Je lance, osselets de hasard, mes mains. Qu'agripperont-elles, dans le soir de Casa ? —Le cri d'une femme égorgée, si bref, avec sa mort inscrite dans notre silence. Nous étions trois amis pétrifiés par le cri, plus court, ça ne pouvait pas exister. Plus fort, on n'imaginait pas. On avait trop bu (Arnaud et moi, en tous les cas), on n'a plus ri du tout. Sa mort sur nos trois dos, Zakaria, Hervé, Arnaud, son corps là quelque part, et plus un mot. Trois grands hâbleurs muets d'un seul coup, dessaoulés d'un seul cri. Je reprends mes phalanges dans la nuit de Casa. Je voudrais dormir. Je vis dans un quartier paisible.

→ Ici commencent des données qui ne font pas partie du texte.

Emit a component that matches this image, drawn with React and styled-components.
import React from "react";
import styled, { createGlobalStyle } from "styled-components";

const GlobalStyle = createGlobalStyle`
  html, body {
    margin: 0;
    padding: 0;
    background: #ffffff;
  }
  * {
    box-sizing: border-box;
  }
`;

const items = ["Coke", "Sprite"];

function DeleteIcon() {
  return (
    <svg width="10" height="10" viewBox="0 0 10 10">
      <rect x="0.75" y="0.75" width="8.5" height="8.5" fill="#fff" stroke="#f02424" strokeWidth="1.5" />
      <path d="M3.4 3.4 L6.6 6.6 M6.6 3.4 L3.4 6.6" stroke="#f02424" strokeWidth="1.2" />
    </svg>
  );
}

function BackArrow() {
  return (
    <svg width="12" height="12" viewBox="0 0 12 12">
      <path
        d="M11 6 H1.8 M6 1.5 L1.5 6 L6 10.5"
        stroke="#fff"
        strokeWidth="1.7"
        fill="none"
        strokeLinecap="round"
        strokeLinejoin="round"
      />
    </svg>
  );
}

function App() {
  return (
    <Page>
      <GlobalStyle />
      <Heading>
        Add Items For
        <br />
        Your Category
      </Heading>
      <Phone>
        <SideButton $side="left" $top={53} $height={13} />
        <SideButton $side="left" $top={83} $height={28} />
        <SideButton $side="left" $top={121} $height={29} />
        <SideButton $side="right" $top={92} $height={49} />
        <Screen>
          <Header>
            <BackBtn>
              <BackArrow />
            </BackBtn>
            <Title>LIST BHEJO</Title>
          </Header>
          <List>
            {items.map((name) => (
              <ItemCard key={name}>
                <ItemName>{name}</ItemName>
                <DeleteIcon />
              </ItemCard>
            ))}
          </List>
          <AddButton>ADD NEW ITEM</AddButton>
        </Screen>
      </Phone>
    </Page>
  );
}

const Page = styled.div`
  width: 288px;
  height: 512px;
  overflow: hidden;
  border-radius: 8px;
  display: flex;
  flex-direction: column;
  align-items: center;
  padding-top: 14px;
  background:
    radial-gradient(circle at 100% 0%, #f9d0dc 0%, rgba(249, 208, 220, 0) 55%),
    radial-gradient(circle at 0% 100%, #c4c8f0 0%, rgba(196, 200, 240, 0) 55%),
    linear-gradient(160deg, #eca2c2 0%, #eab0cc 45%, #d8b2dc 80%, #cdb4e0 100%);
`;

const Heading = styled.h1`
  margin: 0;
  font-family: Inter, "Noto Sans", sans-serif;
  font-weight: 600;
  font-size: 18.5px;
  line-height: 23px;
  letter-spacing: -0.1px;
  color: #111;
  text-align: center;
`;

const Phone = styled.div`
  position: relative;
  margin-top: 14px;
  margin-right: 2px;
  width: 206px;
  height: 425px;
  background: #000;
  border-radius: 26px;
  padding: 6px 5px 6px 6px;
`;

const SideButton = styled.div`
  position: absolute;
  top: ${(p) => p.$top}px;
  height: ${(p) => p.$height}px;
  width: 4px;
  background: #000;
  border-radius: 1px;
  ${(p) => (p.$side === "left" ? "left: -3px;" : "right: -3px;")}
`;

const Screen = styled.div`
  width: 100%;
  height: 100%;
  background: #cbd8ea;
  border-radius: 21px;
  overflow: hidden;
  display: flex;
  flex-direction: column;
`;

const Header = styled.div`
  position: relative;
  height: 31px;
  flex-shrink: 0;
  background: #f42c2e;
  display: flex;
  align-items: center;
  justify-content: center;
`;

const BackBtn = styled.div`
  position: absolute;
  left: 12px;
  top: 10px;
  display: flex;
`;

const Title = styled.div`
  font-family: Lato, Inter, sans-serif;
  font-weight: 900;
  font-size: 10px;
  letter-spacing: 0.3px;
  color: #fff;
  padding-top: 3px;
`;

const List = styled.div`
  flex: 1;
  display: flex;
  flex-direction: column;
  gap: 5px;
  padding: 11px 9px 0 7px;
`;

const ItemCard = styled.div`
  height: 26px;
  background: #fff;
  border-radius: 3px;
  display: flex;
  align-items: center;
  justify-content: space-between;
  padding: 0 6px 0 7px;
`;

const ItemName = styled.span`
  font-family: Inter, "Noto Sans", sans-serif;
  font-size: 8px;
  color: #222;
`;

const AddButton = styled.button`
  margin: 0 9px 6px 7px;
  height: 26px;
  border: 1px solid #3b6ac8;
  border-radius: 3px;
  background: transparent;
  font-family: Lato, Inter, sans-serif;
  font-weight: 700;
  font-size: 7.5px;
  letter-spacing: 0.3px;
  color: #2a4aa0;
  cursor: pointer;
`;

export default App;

Mais ce cri ? —Rien. Du quotidien. La mort à Casa.

samedi 1 janvier 2011

Mulhouse

L’immeuble leur ressemble, blanc, neuf ; l’immeuble est peuplé d’autres eux-mêmes, qu’ils visitent assidûment. Les enfants jouent entre eux, on leur a sorti la luge. Manque la pente. Les mères prennent le thé, font des courses à Inno, entassent leurs enfants dans une dauphine bleue. Les pères, militaires, tombent l’uniforme en rentrant, mais en polo on sent bien qu’ils sont déguisés. Ils fument en attendant que le dîner soit prêt, ils préparent le dimanche, on se promènera près de l’aérodrome, on cueillera des champignons dans les forêts des Vosges. La sœur ne dit rien, mais désigne le frigidaire. Elle aime entre tout le gruyère.